S’agissant de la Syrie, Dr Ismaïl estime que le régime syrien est effectivement prêt et désireux de jouer un tel rôle, non pas dans une logique de domination du Liban — car celui qui a échoué jusqu’à présent à imposer son contrôle sur l’ensemble du territoire syrien ne saurait raisonnablement aspirer à dominer le Liban —, mais plutôt dans le cadre de l’exécution de ce qu’il considère comme des injonctions américaines, susceptibles de servir de levier pour légitimer le pouvoir en place et le consolider à l’intérieur de la Syrie.

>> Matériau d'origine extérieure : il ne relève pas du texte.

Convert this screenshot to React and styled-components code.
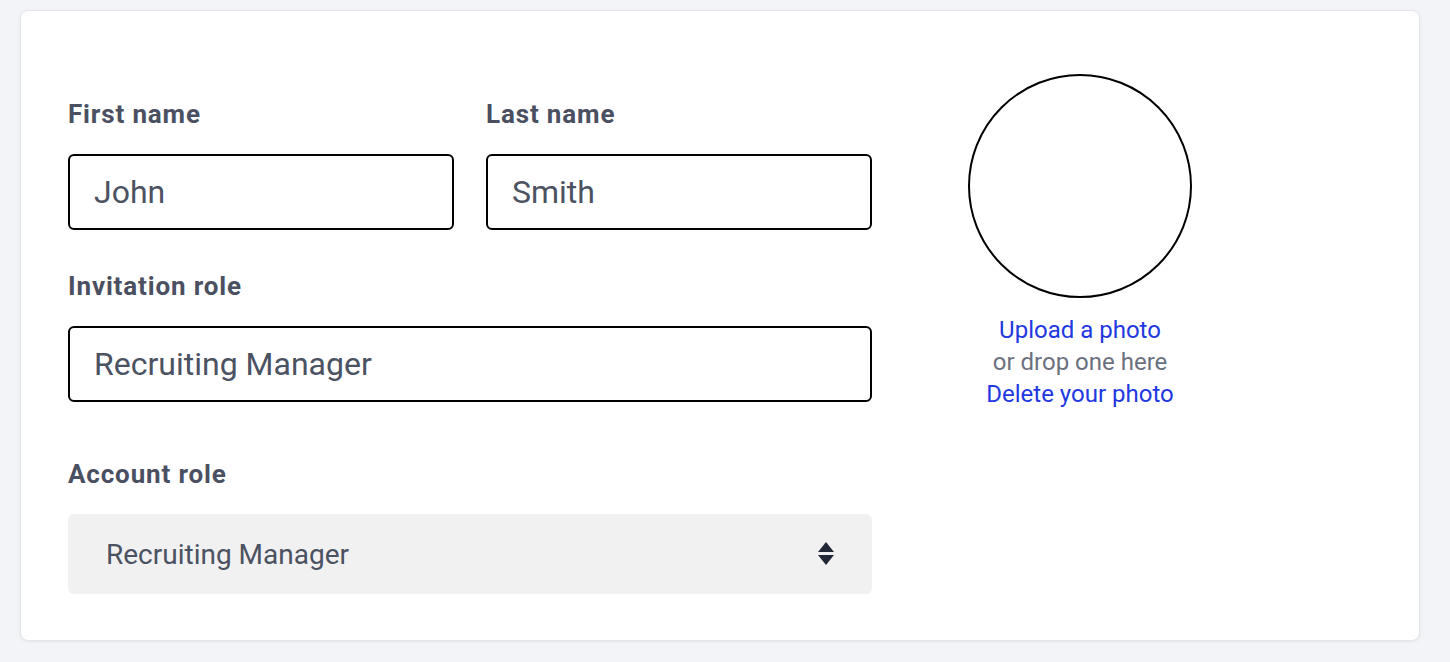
import React from "react";
import styled, { createGlobalStyle } from "styled-components";

const GlobalStyle = createGlobalStyle`
  body {
    margin: 0;
    background: #f3f4f8;
    font-family: Roboto, "Liberation Sans", sans-serif;
  }
`;

const Page = styled.div`
  padding: 10px 30px 20px 20px;
`;

const Card = styled.div`
  background: #fff;
  border: 1px solid #e4e5ea;
  border-radius: 8px;
  box-shadow: 0 1px 3px rgba(0, 0, 0, 0.06);
  padding: 63px 48px 46px 47px;
  display: flex;
  gap: 88px;
`;

const Form = styled.div`
  width: 804px;
  padding-top: 24px;
  display: flex;
  flex-direction: column;
`;

const Row = styled.div`
  display: flex;
  gap: 32px;
  margin-top: ${(p) => p.$gap || 0}px;
`;

const Field = styled.div`
  flex: 1;
  display: flex;
  flex-direction: column;
`;

const Label = styled.label`
  font-size: 26px;
  line-height: 32px;
  font-weight: 700;
  letter-spacing: 0.85px;
  color: #4a5061;
  margin-bottom: 24px;
`;

const Input = styled.input`
  box-sizing: border-box;
  height: 76px;
  width: 100%;
  border: 2px solid #000;
  border-radius: 6px;
  padding: 0 24px;
  font-family: inherit;
  font-size: 32px;
  color: #4b5262;
  outline: none;
  background: #fff;
`;

const SelectBox = styled.div`
  height: 80px;
  border-radius: 6px;
  background: #f1f1f2;
  display: flex;
  align-items: center;
  justify-content: space-between;
  padding: 0 38px 0 38px;
  font-size: 28px;
  color: #4b5262;
`;

const Photo = styled.div`
  width: 240px;
  display: flex;
  flex-direction: column;
  align-items: center;
`;

const Avatar = styled.div`
  width: 224px;
  height: 224px;
  box-sizing: border-box;
  border: 2px solid #000;
  border-radius: 50%;
  margin-bottom: 16px;
`;

const PhotoText = styled.div`
  font-size: 24px;
  line-height: 32px;
  color: ${(p) => (p.$link ? "#2238e0" : "#6b7080")};
  cursor: ${(p) => (p.$link ? "pointer" : "default")};
  text-align: center;
`;

const Arrows = () => (
  <svg width="16" height="24" viewBox="0 0 16 24">
    <path d="M8 0 L16 10 L0 10 Z" fill="#232838" />
    <path d="M0 13 L16 13 L8 23 Z" fill="#232838" />
  </svg>
);

export default function App() {
  return (
    <Page>
      <GlobalStyle />
      <Card>
        <Form>
          <Row>
            <Field>
              <Label>First name</Label>
              <Input defaultValue="John" />
            </Field>
            <Field>
              <Label>Last name</Label>
              <Input defaultValue="Smith" />
            </Field>
          </Row>
          <Row $gap={40}>
            <Field>
              <Label>Invitation role</Label>
              <Input defaultValue="Recruiting Manager" />
            </Field>
          </Row>
          <Row $gap={56}>
            <Field>
              <Label>Account role</Label>
              <SelectBox>
                <span>Recruiting Manager</span>
                <Arrows />
              </SelectBox>
            </Field>
          </Row>
        </Form>
        <Photo>
          <Avatar />
          <PhotoText $link>Upload a photo</PhotoText>
          <PhotoText>or drop one here</PhotoText>
          <PhotoText $link>Delete your photo</PhotoText>
        </Photo>
      </Card>
    </Page>
  );
}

Quant à Ahmad al-Charaa (al-Joulani) et au Front al-Nosra, ajoute Ismail, ils considèrent qu’il existe un contentieux à régler avec la résistance au Liban, qu’ils tiennent pour responsable de la prolongation de la crise syrienne. Il apparaît aujourd’hui clairement qu’al-Joulani est désireux de jouer son rôle dans le cadre d’accords sécuritaires israélo-américains, lesquels lui garantiraient une place dans l’équation régionale. Dès lors, oui, il pourrait être prêt à mettre en œuvre cette agenda, tout en sachant que son coût pourrait être élevé sur plusieurs fronts.

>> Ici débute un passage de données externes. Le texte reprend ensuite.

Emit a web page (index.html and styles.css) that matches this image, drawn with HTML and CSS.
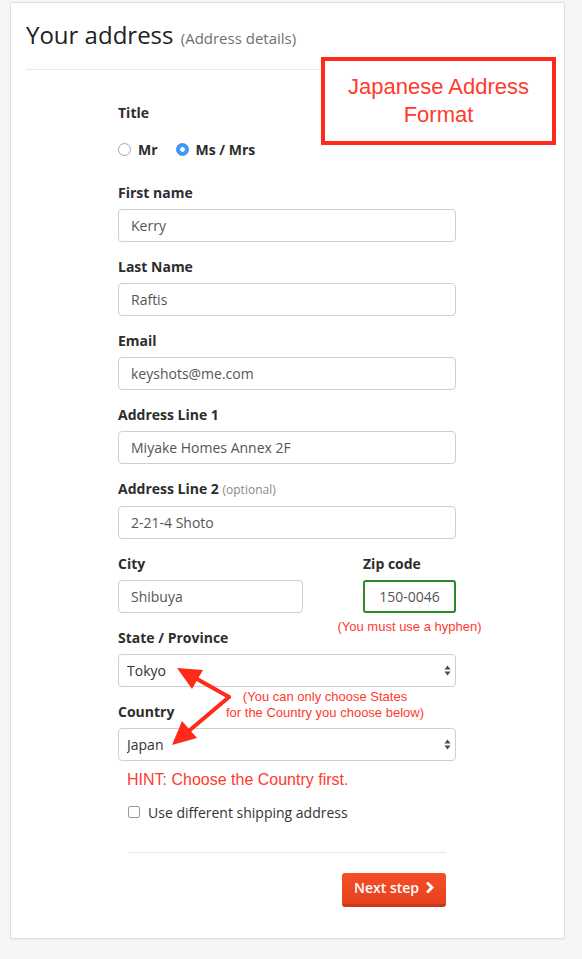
FILE: index.html
```html
<!DOCTYPE html>
<html lang="en">
<head>
<meta charset="utf-8">
<title>Your address</title>
<link rel="stylesheet" href="styles.css">
</head>
<body>
<div class="page">
  <div class="card">
    <div class="head">
      <h1 class="title">Your address <small class="sub">(Address details)</small></h1>
    </div>

    <form class="form">
      <div class="group group-title">
        <div class="label">Title</div>
        <div class="radios">
          <label class="radio"><input type="radio" name="title"> <span>Mr</span></label>
          <label class="radio"><input type="radio" name="title" checked> <span>Ms / Mrs</span></label>
        </div>
      </div>

      <div class="group">
        <label class="label">First name</label>
        <input class="input" type="text" value="Kerry">
      </div>
      <div class="group">
        <label class="label">Last Name</label>
        <input class="input" type="text" value="Raftis">
      </div>
      <div class="group">
        <label class="label">Email</label>
        <input class="input" type="text" value="keyshots@me.com">
      </div>
      <div class="group">
        <label class="label">Address Line 1</label>
        <input class="input" type="text" value="Miyake Homes Annex 2F">
      </div>
      <div class="group">
        <label class="label">Address Line 2 <span class="opt">(optional)</span></label>
        <input class="input" type="text" value="2-21-4 Shoto">
      </div>
      <div class="group row">
        <div class="col col-city">
          <label class="label">City</label>
          <input class="input" type="text" value="Shibuya">
        </div>
        <div class="col col-zip">
          <label class="label">Zip code</label>
          <input class="input input-zip" type="text" value="150-0046">
          <div class="zip-msg">(You must use a hyphen)</div>
        </div>
      </div>
      <div class="group">
        <label class="label">State / Province</label>
        <div class="select-wrap">
          <select class="select"><option>Tokyo</option></select>
          <svg class="sel-arrows" width="7" height="11" viewBox="0 0 7 11"><path d="M3.5 0.5 L6.5 4.5 L0.5 4.5 Z M3.5 10.5 L6.5 6.5 L0.5 6.5 Z" fill="#4a4a4a"/></svg>
        </div>
      </div>
      <div class="group group-country">
        <label class="label">Country</label>
        <div class="select-wrap">
          <select class="select"><option>Japan</option></select>
          <svg class="sel-arrows" width="7" height="11" viewBox="0 0 7 11"><path d="M3.5 0.5 L6.5 4.5 L0.5 4.5 Z M3.5 10.5 L6.5 6.5 L0.5 6.5 Z" fill="#4a4a4a"/></svg>
        </div>
      </div>

      <div class="hint">HINT: Choose the Country first.</div>

      <div class="actions">
        <label class="check"><input type="checkbox"> <span>Use different shipping address</span></label>
        <hr class="rule">
        <div class="btn-row">
          <button type="button" class="btn">Next step
            <svg class="chev" width="9" height="11" viewBox="0 0 9 11"><path d="M2 1.5 L6 5.5 L2 9.5" fill="none" stroke="#fff" stroke-width="2.8" stroke-linecap="square"/></svg>
          </button>
        </div>
      </div>
    </form>

    <div class="callout">Japanese Address<br>Format</div>

    <div class="note">(You can only choose States<br>for the Country you choose below)</div>

    <svg class="arrows" width="80" height="95" viewBox="0 0 80 95">
      <g stroke="#ff2a1a" stroke-width="4" stroke-linecap="round" fill="none">
        <line x1="69" y1="37" x2="37" y2="19"/>
        <line x1="69" y1="37" x2="30" y2="70"/>
      </g>
      <g fill="#ff2a1a">
        <polygon points="17,8 43,10 32,29"/>
        <polygon points="12,85 37,78 22,61"/>
      </g>
    </svg>
  </div>
</div>
</body>
</html>
```

FILE: styles.css
```css
html, body {
  margin: 0;
  padding: 0;
}
body {
  background: #f4f5f7;
  font-family: "Open Sans", "DejaVu Sans", sans-serif;
  color: #333;
}
.page {
  padding: 2px 0 20px 10px;
}
.card {
  position: relative;
  width: 555px;
  height: 937px;
  box-sizing: border-box;
  background: #fff;
  border: 1px solid #dcdee2;
  border-radius: 2px;
  box-shadow: 0 1px 1px rgba(0, 0, 0, 0.04);
}
.head {
  margin: 0 15px 0 15px;
  padding: 14px 0 0;
  height: 52px;
  border-bottom: 1px solid #e8e9eb;
}
.title {
  margin: 0;
  font-size: 24px;
  line-height: 36px;
  height: 36px;
  font-weight: 400;
  color: #222;
}
.sub {
  font-size: 15px;
  line-height: 1;
  color: #6f6f6f;
  margin-left: 1px;
}
.form {
  width: 338px;
  margin-left: 107px;
  padding-top: 33px;
}
.group {
  margin-bottom: 15px;
}
.group-title {
  margin-bottom: 24px;
}
.label {
  display: block;
  font-size: 14px;
  line-height: 20px;
  font-weight: 700;
  color: #2d2d2d;
  margin-bottom: 6px;
}
.opt {
  font-size: 12px;
  font-weight: 400;
  color: #8a8a8a;
}
.radios {
  display: flex;
  gap: 18px;
  margin-top: 16px;
  height: 20px;
  align-items: center;
}
.radio {
  display: flex;
  align-items: center;
  gap: 7px;
  font-size: 14px;
  font-weight: 700;
  color: #2d2d2d;
}
.radio input {
  appearance: none;
  -webkit-appearance: none;
  margin: 0;
  width: 13px;
  height: 13px;
  border: 1px solid #a9a9a9;
  border-radius: 50%;
  background: #fff;
  box-sizing: border-box;
}
.radio input:checked {
  border-color: #3a90f0;
  background: radial-gradient(circle, #fff 0 2px, #3d99fb 2.6px);
}
.input {
  display: block;
  width: 100%;
  height: 33px;
  box-sizing: border-box;
  margin: 0;
  padding: 0 12px;
  border: 1px solid #cfcfcf;
  border-radius: 4px;
  font-family: "Open Sans", "DejaVu Sans", sans-serif;
  font-size: 14px;
  color: #555;
  background: #fff;
  outline: none;
}
.row {
  display: flex;
  justify-content: space-between;
}
.col-city {
  width: 185px;
}
.col-zip {
  width: 93px;
  position: relative;
}
.input-zip {
  border: 2px solid #2a8a2a;
  border-radius: 3px;
  padding: 0;
  text-align: center;
}
.zip-msg {
  position: absolute;
  left: 50%;
  top: 100%;
  margin-top: 6px;
  transform: translateX(-50%);
  white-space: nowrap;
  font-family: "Liberation Sans", Arial, sans-serif;
  font-size: 13px;
  line-height: 16px;
  color: #ff3a2e;
}
.select-wrap {
  position: relative;
}
.select {
  display: block;
  width: 100%;
  height: 33px;
  margin: 0;
  box-sizing: border-box;
  padding: 0 8px;
  appearance: none;
  -webkit-appearance: none;
  border: 1px solid #cfcfcf;
  border-radius: 4px;
  background: #fff;
  font-family: "Open Sans", "DejaVu Sans", sans-serif;
  font-size: 14px;
  color: #333;
  outline: none;
}
.sel-arrows {
  position: absolute;
  right: 5px;
  top: 11px;
  pointer-events: none;
}
.group-country {
  margin-bottom: 0;
}
.hint {
  margin: 9px 0 0 9px;
  font-family: "Liberation Sans", Arial, sans-serif;
  font-size: 16px;
  line-height: 20px;
  color: #ff3a2e;
}
.actions {
  margin: 12px 10px 0;
}
.check {
  display: flex;
  align-items: center;
  gap: 8px;
  height: 20px;
  font-size: 14px;
  color: #333;
}
.check input {
  appearance: none;
  -webkit-appearance: none;
  margin: 0;
  width: 12px;
  height: 12px;
  box-sizing: border-box;
  border: 1px solid #9a9a9a;
  border-radius: 2px;
  background: #fff;
}
.rule {
  margin: 30px 0 0;
  border: 0;
  border-top: 1px solid #e7e8ea;
  height: 0;
}
.btn-row {
  display: flex;
  justify-content: flex-end;
  margin-top: 20px;
}
.btn {
  display: flex;
  align-items: center;
  gap: 7px;
  width: 104px;
  height: 34px;
  box-sizing: border-box;
  padding: 0 0 2px 12px;
  border: 0;
  border-bottom: 3px solid #c8391b;
  border-radius: 3px;
  background: linear-gradient(#f64e26, #e6421f);
  color: #fff;
  font-family: "Open Sans", "DejaVu Sans", sans-serif;
  font-size: 14px;
  font-weight: 600;
}
.chev {
  display: block;
}
.callout {
  position: absolute;
  left: 310px;
  top: 54px;
  width: 235px;
  height: 88px;
  box-sizing: border-box;
  border: 4px solid #ff2a1a;
  display: flex;
  align-items: center;
  justify-content: center;
  text-align: center;
  font-family: "Liberation Sans", Arial, sans-serif;
  font-size: 22px;
  line-height: 28px;
  color: #ff3a2e;
  background: #fff;
}
.note {
  position: absolute;
  left: 214px;
  top: 686px;
  width: 200px;
  text-align: center;
  font-family: "Liberation Sans", Arial, sans-serif;
  font-size: 13px;
  line-height: 16px;
  color: #ff3a2e;
  white-space: nowrap;
}
.arrows {
  position: absolute;
  left: 149px;
  top: 657px;
}
```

En définitive, les déclarations de Tom Barrack, hésitant entre références historiques, formules ambiguës et tentatives de clarification tardives, révèlent moins un projet politique cohérent qu’une instrumentalisation du registre géopolitique pour exercer une pression politique sur le Liban. Si l’histoire rappelle que le Liban s’inscrit dans l’espace de la Grande Syrie sur le plan géographique et civilisationnel, il ne saurait en aucun cas servir de justification à une remise en cause de sa souveraineté ou de son existence étatique. Les réactions libanaises traduisent une sensibilité profonde, façonnée par une expérience historique douloureuse avec toute forme de tutelle syrienne. Dans ce contexte, le débat soulevé par Barrack met en lumière une réalité centrale : le Liban demeure un enjeu dans les équilibres régionaux, mais toute tentative de redéfinir son rôle ou son avenir sans le consentement de ses institutions et de son peuple ne peut qu’alimenter les soupçons, raviver les fractures internes et compromettre davantage la stabilité déjà fragile du pays.